Le Code du travail, promulgué en 2004, est resté inchangé pendant ces 17 dernières années alors que certains de ses articles sont devenus obsolètes ou sujets à différentes interprétations. Comme le NMD, le Livre blanc de la CGEM souligne un déphasage entre la législation du travail et les mutations économiques et sociales en cours. Un code du travail adapté à l’économie moderne et aux nouveaux modes de travail, ainsi qu’aux défis de l’emploi et de la justice sociale devient donc une nécessité et un outil incontournable pour le développement de notre pays. La CGEM prône l’introduction de la flexibilité du travail au niveau des dispositions du Code du travail, en conciliant compétitivité des entreprises et sécurité légitime des salariés. La CGEM considère en effet cette flexibilité comme une «véritable» solution pour contribuer à la baisse du chômage puisqu’elle procurerait aux entreprises les outils pour un meilleur équilibre offre-demande, qui prendrait en considération les fluctuations de leurs marchés et la conjoncture économique. De même, le patronat recommande de réglementer les nouveaux modes de travail comme le travail à distance et le travail à temps partiel, qui pourraient avoir un impact déterminant sur l’activité économique des femmes et des travailleurs en région, et participer fortement à la portabilité des droits des travailleurs et à la mobilité de l’emploi.

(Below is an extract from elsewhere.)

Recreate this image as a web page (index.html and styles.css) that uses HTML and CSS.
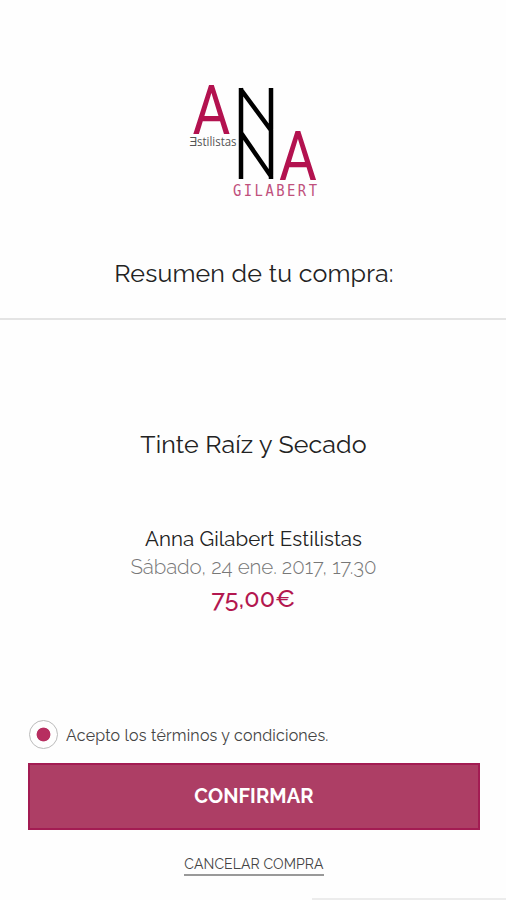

Logistique : encourager la productivité des ressources foncières industrielles

Le secteur logistique constitue un enjeu majeur du développement socio-économique du pays. Comme le souligne le Nouveau Modèle de développement, l’activité représente un facteur majeur de compétitivité et d’attractivité économique et une condition nécessaire à la réalisation des plans de développement sectoriels. Dans son Livre blanc, la CGEM propose plusieurs mesures pour atteindre l’objectif du NMD de diminuer le coût du transport et de la logistique à 12% du PIB en 2035. Parmi les enjeux clés du secteur figure sa structuration. En effet, la fragmentation et le manque d’optimisation du secteur entraînent un renchérissement des prix et découragent les initiatives d’externalisation. Dans ce sens, la CGEM recommande d’implémenter rapidement une mesure encourageant l’agrégation des acteurs logistiques, soit en proposant des incitations à l’investissement, soit en orientant les marchés publics vers des achats auprès d’agrégateurs logistiques structurés. Le patronat préconise, à court terme, une mesure «forte et coercitive» visant à stimuler la valorisation du foncier existant. Il s’agit, en effet, d’une injonction légale qui donnerait un an, à partir du 1er janvier prochain, aux détenteurs de foncier industriel inexploité pour démarrer les investissements promis, sous peine d’être contraints de le remettre sur le marché au prix initial d’achat. Pour la CGEM, l’accès au foncier industriel reste entravé par plusieurs barrières, dont l’étroitesse de la réserve foncière. Or, l’amélioration de cette accessibilité représente un enjeu majeur pour le renforcement de la compétitivité de l’économie nationale, tant pour améliorer la compétitivité individuelle des entreprises, notamment face aux concurrents étrangers, que pour susciter davantage d’investissements productifs, créateurs d’emplois durables.


L’innovation et la R&D, incontournables pour la compétitivité

Le NMD se fixe comme ambition de faire du Maroc une terre d’opportunités pour toute entreprise souhaitant engager une démarche novatrice, en développant un système national d’innovation qui permettrait de mobiliser l’ensemble des acteurs publics et privés autour de l’enjeu de la montée en gamme de l’économie marocaine et de l’accès des entreprises à la R&D. Dans ce sens, le Livre blanc propose un certain nombre de mesures autour de la fiscalité, la gouvernance ou la structuration de l’écosystème national. Parmi celles-ci, deux mesures prioritaires pourraient être implémentées relativement rapidement. Il s’agit de labelliser des centres de recherche de qualité, qu’ils soient universitaires, centres privés ou même intra-entreprise, et subventionner tout projet de R&D industriel réalisé par ces centres. Ces centres labellisés serviraient de catalyseur de l’innovation en permettant le co-financement public-privé de projets de recherche émanant d’entreprises privées et respectant des cahiers des charges prédéfinis. Le patronat propose en outre de procéder à la refonte du cadre réglementaire et à la levée des barrières pour permettre aux acteurs porteurs d’innovations technologiques, notamment dans le domaine numérique, d’accéder aux marchés cibles.


Renforcer le rôle de l’État régulateur et planificateur

Le NMD repose sur le principe d’un État «fort» et une vision pragmatique du rôle de ce dernier. Le cœur du modèle de développement étant d’accélérer l’entrepreneuriat et les initiatives privées, les prérogatives économiques de l’État doivent évoluer et progressivement se resserrer autour des fonctions de régulation des marchés. Objectif, permettre une plus grande compétition et une protection des consommateurs, ainsi qu’une meilleure planification, y compris régionale. L’un des principes de la nouvelle administration doit également être l’efficience des dépenses publiques. L’État doit permettre, selon le patronat, de libérer des marges de manœuvre pour le recrutement d’une élite de l’administration intéressée et focalisée sur des problématiques de régulation, y compris sur les Accords de libre-échange, et de planification à très haute valeur ajoutée. Concernant les métiers traditionnellement considérés comme du service public, de nouveaux modèles publics-privés doivent être explorés afin de fournir aux entités en question l’autonomie nécessaire pour gérer leurs opérations et ressources humaines sur la base de la performance et ce, pour mieux répondre aux besoins des administrés et attirer davantage les talents. Cela permettra également de lancer des acteurs de référence dans l’économie sociale.